Incentive programs are major tools used by communities to spur economic development, but they are often misunderstood.
This will be a short series on economic development incentives. In each episode, I’ll discuss how a specific program works with a local example. Let’s start with Tax Increment Financing, or TIF.
At its core, TIF is simply a municipality diverting future property tax revenue increases in a defined area toward improvements for a period of time. So let’s look at what that means using the Marquette project in downtown Cape.
The City of Cape created a TIF district with many vacant or mostly vacant buildings, including the Marquette Tower and H&H. Developers then looked at that property with new math. If they rehabbed the building, they could retain some of the increased property and sales tax revenue to help pay a portion of development costs.

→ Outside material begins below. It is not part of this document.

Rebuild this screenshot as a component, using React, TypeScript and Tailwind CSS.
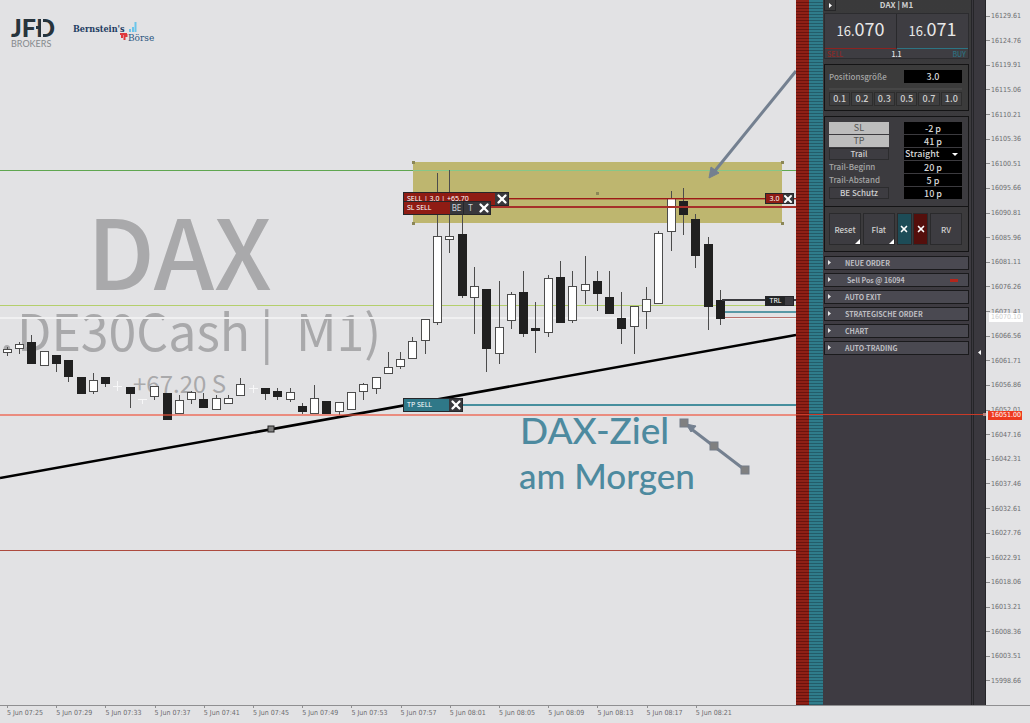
import { X } from "lucide-react";

// [wick high, body top, body bottom, wick low, kind]
// w = rising, b = falling, d = doji
type Candle = [number, number, number, number, "w" | "b" | "d"];

const candles: Candle[] = [
  [347, 350, 352, 355, "w"],
  [342, 345, 348, 353, "w"],
  [335, 342, 363, 363, "b"],
  [352, 352, 365, 365, "w"],
  [355, 355, 363, 371, "b"],
  [360, 360, 376, 381, "b"],
  [377, 377, 393, 393, "b"],
  [373, 381, 391, 393, "w"],
  [377, 377, 383, 386, "b"],
  [381, 386, 386, 391, "d"],
  [387, 387, 393, 407, "b"],
  [399, 399, 399, 404, "d"],
  [387, 387, 396, 399, "w"],
  [393, 393, 419, 419, "b"],
  [395, 401, 413, 413, "w"],
  [391, 393, 399, 403, "w"],
  [393, 399, 407, 407, "b"],
  [395, 399, 409, 409, "w"],
  [395, 399, 403, 403, "w"],
  [378, 385, 395, 395, "w"],
  [385, 388, 388, 393, "d"],
  [388, 388, 393, 399, "b"],
  [388, 391, 396, 399, "b"],
  [388, 393, 399, 401, "w"],
  [403, 406, 411, 413, "b"],
  [385, 399, 413, 413, "w"],
  [401, 401, 413, 413, "b"],
  [403, 403, 411, 414, "w"],
  [393, 393, 409, 409, "w"],
  [383, 385, 391, 399, "w"],
  [378, 378, 388, 393, "w"],
  [352, 368, 373, 373, "w"],
  [352, 360, 366, 368, "w"],
  [337, 342, 358, 358, "w"],
  [320, 320, 340, 353, "w"],
  [173, 237, 322, 324, "w"],
  [170, 237, 239, 252, "w"],
  [200, 234, 295, 297, "b"],
  [267, 287, 297, 333, "w"],
  [289, 289, 348, 371, "b"],
  [281, 328, 353, 363, "w"],
  [292, 295, 320, 328, "w"],
  [271, 292, 333, 336, "b"],
  [302, 328, 330, 352, "b"],
  [275, 279, 332, 336, "w"],
  [261, 277, 322, 322, "b"],
  [271, 287, 320, 322, "w"],
  [256, 285, 290, 303, "w"],
  [271, 281, 293, 310, "b"],
  [271, 297, 313, 313, "b"],
  [292, 318, 328, 343, "b"],
  [307, 307, 326, 353, "w"],
  [287, 300, 311, 328, "w"],
  [231, 234, 303, 303, "w"],
  [191, 199, 231, 250, "w"],
  [188, 201, 214, 234, "b"],
  [214, 219, 255, 267, "b"],
  [237, 244, 306, 329, "b"],
  [290, 300, 318, 324, "b"],
];

const prices = Array.from({ length: 28 }, (_, i) => (16129.61 - i * 4.85).toFixed(2));

const times = [
  "07:25", "07:29", "07:33", "07:37", "07:41", "07:45", "07:49", "07:53",
  "07:57", "08:01", "08:05", "08:09", "08:13", "08:17", "08:21",
];

const lots = ["0.1", "0.2", "0.3", "0.5", "0.7", "1.0"];

const sections = ["NEUE ORDER", "Sell Pos @ 16094", "AUTO EXIT", "STRATEGISCHE ORDER", "CHART", "AUTO-TRADING"];

function CandleShape({ candle, index }: { candle: Candle; index: number }) {
  const [high, top, bottom, low, kind] = candle;
  const x = Math.floor(7.3 + index * 12.293);
  if (kind === "d") {
    return (
      <g fill="#f7f7f8">
        <rect x={x} y={high} width="1" height={low - high} />
        <rect x={x - 4} y={top} width="9" height="1" />
      </g>
    );
  }
  return (
    <g>
      <rect x={x} y={high} width="1" height={low - high + 1} fill="#4c4c4c" />
      {kind === "w" ? (
        <rect x={x - 3.5} y={top - 0.5} width="8" height={bottom - top + 1} fill="#fff" stroke="#4c4c4c" />
      ) : (
        <rect x={x - 4} y={top} width="9" height={bottom - top + 1} fill="#202020" />
      )}
    </g>
  );
}

function Handle({ x, y, size = 8 }: { x: number; y: number; size?: number }) {
  return <rect x={x - size / 2} y={y - size / 2} width={size} height={size} fill="#808080" stroke="#747c88" />;
}

function Chart() {
  return (
    <svg viewBox="0 0 796 705" className="block h-auto w-full" aria-label="DAX M1 chart">
      <g fill="#a9a9ab" className="font-['Noto_Sans_CJK_SC',sans-serif]" fontWeight="500">
        <text x="87" y="290" fontSize="97">DAX</text>
        <g fontSize="50" fontWeight="400">
          <text x="0" y="351">.</text>
          <text x="17" y="351">DE30Cash</text>
          <text x="260" y="351">|</text>
          <text x="296" y="351">M1)</text>
        </g>
        <text x="133" y="393" fontSize="24" fontWeight="400">+67.20 S</text>
      </g>

      <rect x="413" y="162" width="369" height="61" fill="#beb66f" />
      <rect x="0" y="170" width="796" height="1" fill="#5fa650" />
      <rect x="413" y="170" width="369" height="1" fill="#86c78a" />
      <rect x="0" y="305" width="796" height="1" fill="#b4cf6c" />
      <rect x="0" y="317" width="796" height="2" fill="#f0f0f1" />
      <rect x="0" y="550" width="796" height="1" fill="#ad4a3e" />

      {candles.map((candle, i) => (
        <CandleShape key={i} candle={candle} index={i} />
      ))}

      <g fill="#9d1a16">
        <rect x="508" y="198" width="288" height="1" />
        <rect x="508" y="199" width="288" height="1" opacity="0.4" />
        <rect x="490" y="206" width="306" height="2" fill="#a6302a" />
        <rect x="725" y="317" width="71" height="1" fill="#b8716c" />
      </g>
      <rect x="722" y="299" width="74" height="2" fill="#3a3a3e" />
      <rect x="725" y="311" width="71" height="2" fill="#2a7f90" opacity="0.75" />

      <line x1="0" y1="478" x2="796" y2="335" stroke="#000" strokeWidth="2.500" />
      <rect x="268" y="426" width="6" height="6" fill="#808080" stroke="#222" />
      <rect x="463" y="404" width="333" height="2" fill="#2a7f90" opacity="0.85" />

      <g fill="#8c8757">
        <rect x="412" y="161" width="3" height="3" />
        <rect x="412" y="222" width="3" height="3" />
        <rect x="781" y="161" width="3" height="3" />
        <rect x="781" y="222" width="3" height="3" />
        <rect x="596" y="192" width="3" height="3" />
      </g>

      <g stroke="#748090" strokeWidth="3" fill="#748090">
        <line x1="796" y1="71" x2="714" y2="172" />
        <polygon points="709,178 711,167 719,173" strokeWidth="1" />
        <line x1="745" y1="470" x2="690" y2="428" />
        <polygon points="686,424 696,426 691,432" strokeWidth="1" />
      </g>
      <Handle x={684} y={423} />
      <Handle x={714} y={446} />
      <Handle x={745} y={470} />

      <g fill="#4d8a9f" fontWeight="500" className="font-[Lato,sans-serif]">
        <text x="520" y="444" fontSize="37">DAX-Ziel</text>
        <text x="519" y="489" fontSize="35">am Morgen</text>
      </g>
    </svg>
  );
}

function Logos() {
  return (
    <div className="absolute top-[14px] left-[11px] flex gap-[14px]">
      <svg width="48" height="36" viewBox="0 -2 48 36" className="overflow-visible" aria-label="JFD Brokers">
        <text x="0" y="21" fontSize="25" fontWeight="900" fill="#27343c" className="font-[Lato,sans-serif]">JFD</text>
        <path d="M31 2v20" stroke="#e2e2e4" strokeWidth="2" />
        <path d="M25 11.500h4" stroke="#27343c" strokeWidth="3" />
        <text x="0" y="31" fontSize="9" fill="#85898c" className="font-[Lato,sans-serif]">BROKERS</text>
      </svg>
      <svg width="84" height="36" viewBox="0 -2 84 36" aria-label="Bernstein's Börse">
        <g className="font-['DejaVu_Serif_Condensed','DejaVu_Serif',serif]">
          <text x="0" y="16" fontSize="9" fontWeight="700" fill="#1f3d63">Bernstein's</text>
          <text x="55" y="25" fontSize="10" fill="#2a5580">Börse</text>
        </g>
        <path d="M57 16v-3M60 16v-5M62.500 16V6" stroke="#6cc5ea" strokeWidth="2" />
        <path d="M47 18h7M49 18v4M51.500 18v6M53.500 18v3" stroke="#e0383c" strokeWidth="2" />
      </svg>
    </div>
  );
}

function CloseButton({ label }: { label: string }) {
  return (
    <button aria-label={label} className="flex w-[13px] shrink-0 items-center justify-center bg-[#38383c] text-white">
      <X size={14} strokeWidth={4} className="shrink-0" />
    </button>
  );
}

function OrderTags() {
  const tag = "absolute flex border border-[#26262a] text-[7px] leading-[12px] text-white";
  return (
    <div className="font-['Noto_Sans',sans-serif]">
      <div className={`${tag} top-[192px] left-[403px] h-[14px] w-[106px] bg-[#8f1c14]`}>
        <span className="grow pl-[3px]">SELL | 3.0 | +65.70</span>
        <CloseButton label="Close position" />
      </div>
      <div className={`${tag} top-[201px] left-[403px] h-[14px] w-[88px] bg-[#8f1c14]`}>
        <span className="grow pl-[3px]">SL SELL</span>
        <button className="w-[13px] bg-[#38383c] text-[8px] text-gray-300">BE</button>
        <button className="w-[14px] border-l border-[#26262a] bg-[#38383c] text-[8px] text-gray-300">T</button>
        <CloseButton label="Remove stop loss" />
      </div>
      <div className={`${tag} top-[398px] left-[403px] h-[14px] w-[60px] bg-[#2f7888]`}>
        <span className="grow pl-[3px]">TP SELL</span>
        <CloseButton label="Remove take profit" />
      </div>
      <div className={`${tag} top-[193px] right-[2px] h-[11px] w-[29px] bg-[#8f1c14]`}>
        <span className="grow text-center leading-[9px]">3.0</span>
        <button aria-label="Close 3.0" className="flex w-[10px] items-center justify-center bg-[#38383c]">
          <X size={12} strokeWidth={4} className="shrink-0" />
        </button>
      </div>
      <div className={`${tag} top-[296px] right-[2px] h-[10px] w-[29px] bg-[#222425]`}>
        <span className="grow text-center leading-[8px]">TRL</span>
        <span className="w-[8px] bg-[#3d3c41]" />
      </div>
    </div>
  );
}

function PriceBox() {
  return (
    <section className="h-[46px] border border-[#2c2c2f] bg-[#3e3d42] text-[#e8e8e8]">
      <div className="flex h-[35px] divide-x divide-[#29292c]">
        <button className="flex-1 border-b border-b-[#8c2320] pb-[4px] text-[13px] leading-[28px]">
          16.<span className="text-[18px]">070</span>
        </button>
        <button className="flex-1 border-b border-b-[#2c7584] pb-[4px] text-[13px] leading-[28px]">
          16.<span className="text-[18px]">071</span>
        </button>
      </div>
      <div className="flex justify-between px-[2px] text-[7px] leading-[10px] font-medium">
        <span className="w-[20px] text-[#8b2a26]">SELL</span>
        <span>1.1</span>
        <span className="w-[20px] text-right text-[#2d7180]">BUY</span>
      </div>
    </section>
  );
}

function ProtectBox() {
  const btn = "h-[12px] border border-[#2c2c2e] bg-[#3d3c41] text-[8px] font-medium text-[#d0d0d0]";
  const input = "h-[12px] w-full bg-black text-center font-medium text-[#d8d8d8]";
  const label = "text-[8px] leading-[12px] font-medium text-[#a5a5a5]";
  return (
    <section className="mt-[5px] h-[91px] border border-[#141415] bg-[#3c3b3f] pt-[5px] pr-[6px] pl-[4px]">
      <div className="grid grid-cols-[60px_58px] justify-between gap-y-px text-[9px] leading-[10px]">
        <button className="h-[12px] bg-[#bdbdbd] text-[#555]">SL</button>
        <input aria-label="SL" defaultValue="-2 p" className={input} />
        <button className="h-[12px] bg-[#bdbdbd] text-[#555]">TP</button>
        <input aria-label="TP" defaultValue="41 p" className={input} />
        <button className={btn}>Trail</button>
        <div className="relative h-[12px] bg-black font-medium text-[#d8d8d8]">
          <select aria-label="Trail mode" className="block h-[12px] w-full appearance-none bg-black pl-px">
            <option>Straight</option>
          </select>
          <svg viewBox="0 0 6 3" className="pointer-events-none absolute top-[5px] right-[4px] h-[3px] w-[6px]">
            <path d="M0 0h6L3 3z" fill="#fff" />
          </svg>
        </div>
        <label htmlFor="begin" className={label}>Trail-Beginn</label>
        <input id="begin" defaultValue="20 p" className={input} />
        <label htmlFor="distance" className={label}>Trail-Abstand</label>
        <input id="distance" defaultValue="5 p" className={input} />
        <button className={btn}>BE Schutz</button>
        <input aria-label="BE Schutz" defaultValue="10 p" className={input} />
      </div>
    </section>
  );
}

function Corner() {
  return (
    <svg viewBox="0 0 5 5" className="absolute right-0 bottom-0 h-[5px] w-[5px]">
      <path d="M5 0v5H0z" fill="#fff" />
    </svg>
  );
}

function Actions() {
  const btn = "relative w-[32px] border border-[#2a2a2c] bg-[#3d3c41] pt-[2px] text-[#d0d0d0]";
  return (
    <section className="flex h-[45px] justify-between border border-t-0 border-[#141415] bg-[#3c3b3d] py-[6px] pr-[6px] pl-[4px] text-[8px] font-medium">
      <button className={btn}>Reset<Corner /></button>
      <button className={btn}>Flat<Corner /></button>
      <button aria-label="Close buys" className="flex w-[15px] items-center justify-center border border-[#2a2a2c] bg-[#1d4c57] text-white">
        <X size={10} strokeWidth={4} />
      </button>
      <button aria-label="Close sells" className="flex w-[15px] items-center justify-center border border-[#2a2a2c] bg-[#540f0c] text-white">
        <X size={10} strokeWidth={4} />
      </button>
      <button className={btn}>RV</button>
    </section>
  );
}

function Panel() {
  return (
    <aside className="w-[148px] shrink-0 bg-linear-to-b from-[#3a3a3b] to-[#3e3b42] to-50% pr-[2px] pl-px font-['Noto_Sans_CJK_SC',sans-serif]">
      <header className="flex h-[13px] items-start text-[8px] leading-[10px] font-bold text-[#d0d0d0]">
        <button aria-label="Collapse" className="flex h-[11px] w-[12px] items-center justify-center border border-t-0 border-[#262628]">
          <svg viewBox="0 0 3 5" className="h-[5px] w-[3px]"><path d="M0 0v5l3-2.500z" fill="#fff" /></svg>
        </button>
        <h1 className="grow pr-[12px] text-center">DAX | M1</h1>
      </header>

      <PriceBox />

      <section className="mt-[5px] h-[47px] border border-[#141415] bg-[#3b3b3b] pt-[5px] pr-[6px] pl-[4px] text-[9px] font-medium">
        <div className="flex items-center justify-between">
          <label htmlFor="size" className="text-[8px] leading-[13px] text-[#a5a5a5]">Positionsgröße</label>
          <input id="size" defaultValue="3.0" className="h-[13px] w-[58px] bg-black text-center text-[#d8d8d8]" />
        </div>
        <div className="mt-[5px] h-[2px] bg-[#464646]" />
        <div className="mt-[2px] flex gap-px">
          {lots.map((lot) => (
            <button key={lot} className="h-[14px] flex-1 border border-[#2d2d2d] bg-[#3f3f40] leading-[12px] text-[#d0d0d0]">
              {lot}
            </button>
          ))}
        </div>
      </section>

      <ProtectBox />
      <Actions />

      <nav className="mt-[4px] flex flex-col gap-[3px]">
        {sections.map((name) => (
          <button
            key={name}
            className="flex h-[14px] items-center border border-[#1a1a1c] bg-[#4a4951] pl-[3px] text-left text-[7px] leading-[12px] font-bold text-[#bebec2]"
          >
            <svg viewBox="0 0 3 5" className="mb-[2px] h-[5px] w-[3px]"><path d="M0 0v5l3-2.500z" fill="#e8e8e8" /></svg>
            <span className={name.startsWith("Sell") ? "grow pl-[16px]" : "grow pl-[14px]"}>{name}</span>
            {name.startsWith("Sell") && <span className="mr-[10px] h-[3px] w-[8px] bg-[#b3261c]" />}
          </button>
        ))}
      </nav>
    </aside>
  );
}

function PriceScale() {
  return (
    <div className="relative flex w-[44px] shrink-0 flex-col justify-between pt-[11px] pb-[19px] text-[7px] leading-[10px] text-[#6c6c6f]">
      {prices.map((price) => (
        <div key={price} className="flex h-[10px] items-center gap-px">
          <span className="h-px w-[4px] bg-[#8a8a8c]" />
          {price}
        </div>
      ))}
      <span className="absolute top-[313px] left-[3px] h-[9px] w-[34px] bg-white pl-[2px] leading-[9px] text-[#cfcfcf]">16070.10</span>
      <span className="absolute top-[411px] left-[2px] h-[9px] w-[34px] bg-[#ee3a20] pl-[3px] leading-[9px] text-white">16051.00</span>
    </div>
  );
}

export default function App() {
  return (
    <main className="min-h-screen overflow-hidden bg-[#e2e2e4] font-['DejaVu_Sans_Condensed','DejaVu_Sans',sans-serif]">
      <div className="relative flex">
        <div className="relative min-w-0 flex-1">
          <Chart />
          <Logos />
          <OrderTags />
          <div className="absolute inset-x-0 top-[414px] h-[2px] bg-[#f0543c]/60" />
        </div>
        <div className="w-[13px] shrink-0 bg-[repeating-linear-gradient(#8f2016_0_2px,#6b120c_2px_3px)]" />
        <div className="w-[14px] shrink-0 bg-[repeating-linear-gradient(#2f7c8b_0_2px,#235c69_2px_3px)]" />
        <Panel />
        <div className="flex w-[15px] shrink-0 border-x border-[#252528] bg-[#3a383e] pl-px">
          <button aria-label="Show panel" className="flex grow items-start justify-center border-l border-[#252528] pt-[350px]">
            <svg viewBox="0 0 3 5" className="h-[5px] w-[3px]"><path d="M3 0v5L0 2.500z" fill="#fff" /></svg>
          </button>
        </div>
        <PriceScale />
        <div className="absolute top-[414px] right-[44px] h-px w-[190px] bg-[#c93a28]" />
        <div className="absolute top-[413px] right-[44px] size-[3px] bg-[#b5817b]" />
      </div>

      <footer className="border-t border-[#8f8f91] pl-[7px] text-[7px] leading-[10px] text-[#6c6c6f]">
        <ul className="grid w-[738px] grid-cols-15">
          {times.map((time) => (
            <li key={time} className="whitespace-nowrap">
              <span className="block h-[2px] w-px bg-[#8f8f91]" />
              5 Jun {time}
            </li>
          ))}
        </ul>
      </footer>
    </main>
  );
}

Now here’s the key. The city, county and school were making virtually no revenue from these two buildings. This development, as is the case with all TIF projects, would not occur without the TIF. It’s actually called a “but for,” meaning but for the use of these funds, this project wouldn’t happen. And it is illegal to allow the use of TIF dollars if a "but for" hasn’t been met.
Because of TIF, we now have a $20 million development including a hotel, restaurants and office space, that wouldn’t have occurred otherwise. City, county and school tax revenue stays exactly the same. Then the hope is that this development will help create other developments, ultimately increasing activity in downtown Cape and improving our community in many ways.